Yes. Hiring a private investigator in Ontario is legal, and it is a regulated activity, which is precisely what protects you as a client. Investigators and the agencies that employ them are licensed under the Private Security and Investigative Services Act, 2005, and they operate inside limits set by that Act, by federal privacy law, and by the Criminal Code. Understanding those limits is worth a few minutes before you retain anyone, because the value of an investigation lies almost entirely in whether the work was done lawfully. Evidence gathered outside the lines is not just an ethical problem. It can be inadmissible, and it can expose you.
This page explains what a licensed investigator in Ontario may lawfully do, what no one may do, and where the boundaries fall. It is general information, not legal advice; for a specific situation, consult a lawyer.

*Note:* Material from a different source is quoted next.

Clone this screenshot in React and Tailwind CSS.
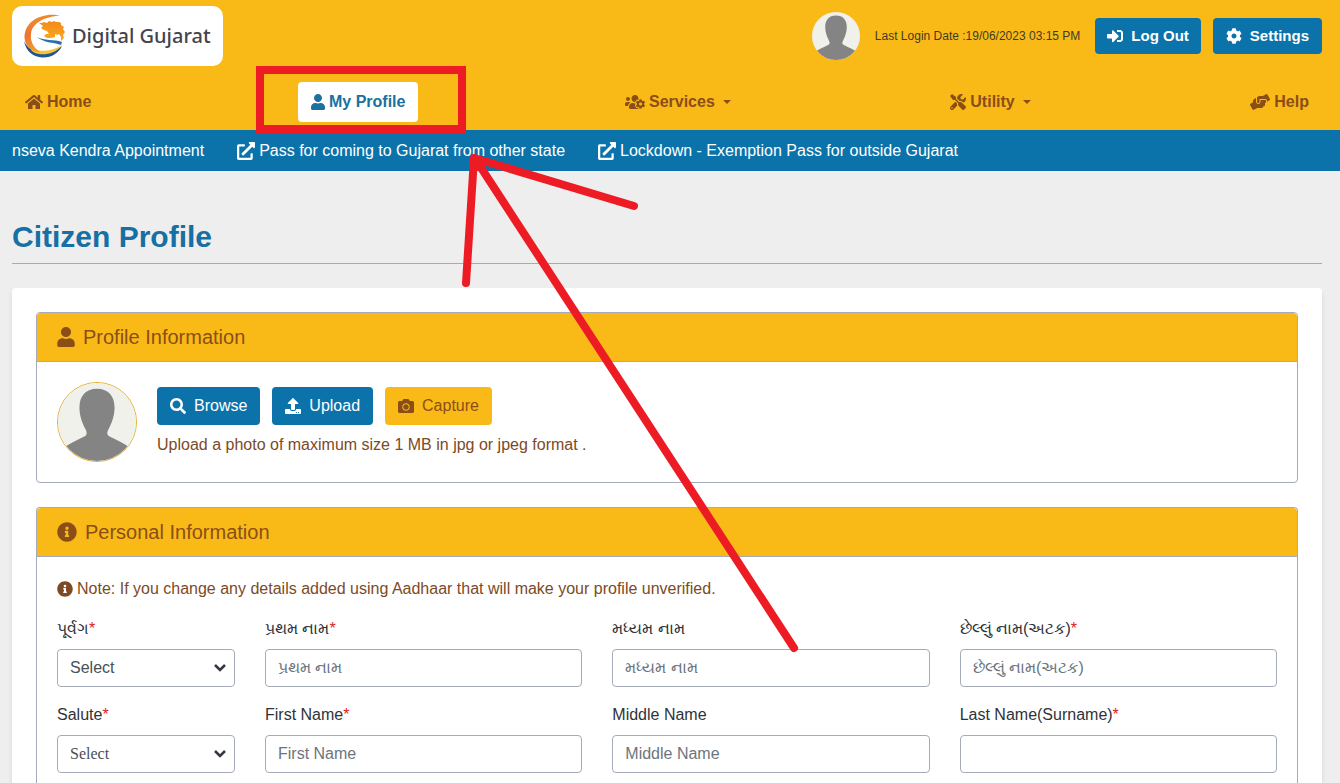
import React from 'react';
import {
  FaHome,
  FaUser,
  FaUsersCog,
  FaTools,
  FaHandsHelping,
  FaSignInAlt,
  FaCog,
  FaSearch,
  FaUpload,
  FaCamera,
  FaInfoCircle,
  FaExternalLinkAlt,
} from 'react-icons/fa';

const navItems = [
  { label: 'Home', icon: FaHome, iconClass: 'h-4 w-[18px]' },
  { label: 'My Profile', icon: FaUser, iconClass: 'h-4 w-[14px]', active: true },
  { label: 'Services', icon: FaUsersCog, iconClass: 'h-4 w-5', dropdown: true },
  { label: 'Utility', icon: FaTools, iconClass: 'h-4 w-4', dropdown: true },
  { label: 'Help', icon: FaHandsHelping, iconClass: 'h-4 w-5' },
];

const newsItems = [
  'Pass for coming to Gujarat from other state',
  'Lockdown - Exemption Pass for outside Gujarat',
];

const fields = [
  { id: 'salute-gu', label: 'પૂર્વગ', required: true, select: true },
  { id: 'first-gu', label: 'પ્રથમ નામ', required: true, placeholder: 'પ્રથમ નામ' },
  { id: 'middle-gu', label: 'મધ્યમ નામ', placeholder: 'મધ્યમ નામ' },
  { id: 'last-gu', label: 'છેલ્લું નામ(અટક)', required: true, placeholder: 'છેલ્લું નામ(અટક)' },
  { id: 'salute', label: 'Salute', required: true, select: true, serif: true },
  { id: 'first', label: 'First Name', required: true, placeholder: 'First Name' },
  { id: 'middle', label: 'Middle Name', placeholder: 'Middle Name' },
  { id: 'last', label: 'Last Name(Surname)', required: true },
];

const Logo = () => (
  <a href="#" className="flex h-[60px] items-center rounded-[10px] bg-white px-3">
    <svg viewBox="0 0 42 44" className="h-11 w-[42px]" aria-hidden="true">
      <defs>
        <linearGradient id="swirl" x1="0" y1="0" x2="0.4" y2="1">
          <stop offset="0" stopColor="#f39a2c" />
          <stop offset="0.5" stopColor="#ec7430" />
          <stop offset="1" stopColor="#f5a52e" />
        </linearGradient>
        <linearGradient id="lion" x1="0" y1="0" x2="0" y2="1">
          <stop offset="0" stopColor="#f28a1e" />
          <stop offset="1" stopColor="#fbaa1c" />
        </linearGradient>
      </defs>
      <path d="M0 27C2 38 10 43 18 43.500C27 44 35 39 38 32C31 38 23 40 15 39C8 37 3 33 0 27Z" fill="#1f5793" />
      <path d="M6 32C12 39 28 38 38 31C31 40 22 41 15 40C9 39 6 36 6 32Z" fill="#f7c331" />
      <path d="M36 1.500C24-1.500 1 3 0.500 23C0.500 32 8 38 17 38.500C10 34 6 28 7 20C8 9 20 3 36 1.500Z" fill="url(#swirl)" />
      <path
        d="M15 9L18 9L20 8L23 9L25 7L28 8L30 7L32 8L35 8L37 9L37 11L40 13L39 15L41 18L39 21L40 24L37 27L37 23L35 20L33 21L31 20L31 23L27 24L23 24L20 22L22 20L25 20L23 17L20 16L17 14L19 12Z"
        fill="url(#lion)"
      />
      <path d="M13 23C20 27 30 25 38 28L37 31C29 28 20 29 13 23Z" fill="#2c6cab" />
    </svg>
    <span className="ml-[6px] font-['Noto_Sans',sans-serif] text-xl font-medium text-[#44444f]">Digital Gujarat</span>
  </a>
);

const Avatar = ({ className }) => (
  <svg viewBox="0 0 80 80" className={className} role="img" aria-label="Profile photo">
    <rect width="80" height="80" fill="#f1f1ec" />
    <path
      d="M40 6C28 6 22 14 22 25C22 34 25 41 28 47C31 53 29 54 25 56C19 59 12 62 0 70V80H80V70C68 62 61 59 55 56C51 54 49 53 52 47C55 41 58 34 58 25C58 14 52 6 40 6Z"
      fill="#848484"
    />
  </svg>
);

const Header = () => (
  <header className="bg-[#f9ba18] pl-3 pr-[18px] pb-2">
    <div className="flex items-center justify-between pt-[6px]">
      <Logo />
      <div className="flex items-center">
        <Avatar className="h-12 w-12 rounded-full" />
        <span className="mx-[15px] text-xs text-[#3f3a22]">Last Login Date :19/06/2023 03:15 PM</span>
        <button className="mr-3 flex h-9 items-center gap-2 rounded bg-[#0b73aa] px-3 text-[15px] font-bold text-white">
          <FaSignInAlt className="h-4 w-4" /> Log Out
        </button>
        <button className="flex h-9 items-center gap-2 rounded bg-[#0b73aa] px-[13px] text-[15px] font-bold text-white">
          <FaCog className="h-4 w-4" /> Settings
        </button>
      </div>
    </div>
    <nav className="mt-4 flex justify-between">
      {navItems.map(({ label, icon: Icon, iconClass, active, dropdown }) => (
        <a
          key={label}
          href="#"
          className={`flex h-10 items-center gap-1 rounded px-[13px] font-bold ${
            active ? 'bg-white text-[#1b709f]' : 'text-[#8b4e17]'
          }`}
        >
          <Icon className={iconClass} />
          {label}
          {dropdown && (
            <span className="ml-1 border-x-4 border-t-4 border-x-transparent border-t-[#8b4e17]" />
          )}
        </a>
      ))}
    </nav>
  </header>
);

const NewsTicker = () => (
  <div className="flex h-[41px] items-center gap-[33px] overflow-hidden whitespace-nowrap bg-[#0b73aa] pl-3 text-white">
    <a href="#">nseva Kendra Appointment</a>
    {newsItems.map((item) => (
      <a key={item} href="#" className="flex items-center gap-1">
        <FaExternalLinkAlt className="h-[18px] w-[18px]" /> {item}
      </a>
    ))}
  </div>
);

const Panel = ({ title, icon: Icon, iconClass, className, children }) => (
  <section className={`border-[#a5abb8] ${className}`}>
    <h2 className="flex h-[49px] items-center gap-2 rounded-t border-b border-[#a5abb8] bg-[#f9ba18] px-5 text-xl text-[#8b4e17]">
      <Icon className={iconClass} /> {title}
    </h2>
    <div className="p-5">{children}</div>
  </section>
);

const Field = ({ id, label, required, select, serif, placeholder }) => (
  <div>
    <label htmlFor={id} className="mb-2 block h-6 leading-6 text-[#2f3338]">
      {label}
      {required && <span className="text-[#e02020]">*</span>}
    </label>
    {select ? (
      <div className="relative">
        <select
          id={id}
          className={`h-[38px] w-full appearance-none rounded border border-[#a5abb8] bg-white px-3 text-[#495057] ${
            serif ? "font-['Liberation_Serif',serif]" : ''
          }`}
        >
          <option>Select</option>
        </select>
        <svg viewBox="0 0 12 8" className="pointer-events-none absolute right-[9px] top-[15px] h-2 w-3">
          <path d="M1 1L6 6L11 1" fill="none" stroke="#343a40" strokeWidth="2.600" />
        </svg>
      </div>
    ) : (
      <input
        id={id}
        type="text"
        placeholder={placeholder}
        className="h-[38px] w-full rounded border border-[#a5abb8] bg-white px-3 placeholder:text-[#6c757d]"
      />
    )}
  </div>
);

// Hand drawn pointer towards the "My Profile" menu entry
const Annotation = () => (
  <svg
    className="pointer-events-none absolute left-0 top-0 h-[783px] w-[1340px]"
    viewBox="0 0 1340 783"
    fill="none"
    stroke="#ed1c24"
    strokeWidth="8"
    aria-hidden="true"
  >
    <rect x="260" y="70" width="202" height="59" />
    <path d="M794 648L476 160M466 283L474 158L634 206" strokeLinecap="round" strokeLinejoin="round" />
  </svg>
);

const App = () => {
  return (
    <div className="relative flex min-h-screen flex-col overflow-hidden bg-[#eeeeee] font-['Liberation_Sans',Arial,sans-serif] text-base">
      <Header />
      <NewsTicker />
      <main className="flex flex-1 flex-col pl-3 pr-[18px]">
        <h1 className="mb-6 mt-12 border-b border-[#a5abb8] pb-2 text-3xl font-bold text-[#1670a4]">
          Citizen Profile
        </h1>
        <div className="flex flex-1 flex-col rounded-t bg-white px-6 pt-6 shadow-md">
          <Panel
            title="Profile Information"
            icon={FaUser}
            iconClass="h-5 w-[18px]"
            className="mb-6 rounded border"
          >
            <div className="flex gap-5">
              <Avatar className="h-20 w-20 rounded-full border border-[#e5b030]" />
              <div className="pt-[5px]">
                <div className="flex gap-3">
                  <button className="flex h-[38px] items-center gap-2 rounded bg-[#0b73aa] px-[13px] text-white">
                    <FaSearch /> Browse
                  </button>
                  <button className="flex h-[38px] items-center gap-2 rounded bg-[#0b73aa] px-[13px] text-white">
                    <FaUpload /> Upload
                  </button>
                  <button className="flex h-[38px] items-center gap-2 rounded bg-[#f9ba18] px-[13px] text-[#8b4e17]">
                    <FaCamera /> Capture
                  </button>
                </div>
                <p className="mt-2 text-[#7d4a26]">
                  Upload a photo of maximum size 1 MB in jpg or jpeg format .
                </p>
              </div>
            </div>
          </Panel>
          <Panel
            title="Personal Information"
            icon={FaInfoCircle}
            iconClass="h-5 w-5"
            className="flex-1 rounded-t border border-b-0"
          >
            <p className="mb-4 flex items-center gap-1 text-[#7d4a26]">
              <FaInfoCircle /> Note: If you change any details added using Aadhaar that will make your profile
              unverified.
            </p>
            <form className="-mb-3 grid grid-cols-[178px_1fr_1fr_1fr] gap-x-[30px] gap-y-4">
              {fields.map((field) => (
                <Field key={field.id} {...field} />
              ))}
            </form>
          </Panel>
        </div>
      </main>
      <Annotation />
    </div>
  );
};

export default App;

What a licensed investigator can lawfully do
A private investigator’s core work is observation and research from lawful vantage points. That includes covert surveillance conducted from public space, documenting what a subject does in view of the public, recording observations with timestamped video and detailed logs, and preserving that record in a form that survives scrutiny later. It includes open-source and social-media research, background and due-diligence checks built on lawfully obtained records, locating people, and interviewing willing witnesses.
The common thread is that a licensed investigator gathers what is already observable or lawfully available, and documents it to a standard that will hold up in a courtroom, a hearing, or a boardroom. The discipline is in the method, not in any special power. An investigator has no more legal authority than any other citizen. What a licensed professional brings is the training to work within the law and the rigour to produce evidence that is defensible.
What nobody may do, investigator or client
Some things are off-limits to everyone, and a licensed investigator will decline them. No one may trespass onto private property to observe or record. No one may intercept a private conversation they are not part of; doing so is an offence under the Criminal Code, as we explain in Recording conversations in Ontario. No one may record in places where a person has a reasonable expectation of privacy, such as inside a home, a bathroom, or a change room. No one may impersonate a police officer or a government official, access another person’s accounts or private data without authority, or place a tracking device on a vehicle that is not theirs.
If an investigator offers to do any of these things, that is the clearest possible signal to walk away. It also tends to destroy the value of the work, because unlawfully obtained evidence is frequently excluded and can rebound on the person who commissioned it.
The licence is the point
The Act makes it an offence to act as a private investigator, or to hold yourself out as one, without the appropriate licence, and to sell investigation services without a business licence. That regulation exists for your protection. A licensed agency has met training and record requirements, carries accountability to the regulator, and can be verified. Before you retain anyone, confirm the licence. We explain exactly how in How to verify your Ontario investigator is licensed.
What this means when you are the one deciding
If you are considering an investigator, you are usually facing something difficult: a suspicion, a safety concern, a dispute that has become too important to leave to guesswork. The reassuring part is that the lawful path and the effective path are the same path. Evidence gathered properly is the evidence that helps you, whether the venue is family court, the Landlord and Tenant Board, an insurer, or your own decision about what to do next. An investigator who cuts corners is not being bold on your behalf. They are handing you a liability.
The right first step is a conversation about what you need to know and whether an investigation can lawfully get it. Some things can be documented. Some cannot, and a professional will tell you so plainly rather than take your retainer and try.
Not legal advice
This page is general information about Ontario law and is not legal advice. For guidance on your specific situation, consult a lawyer.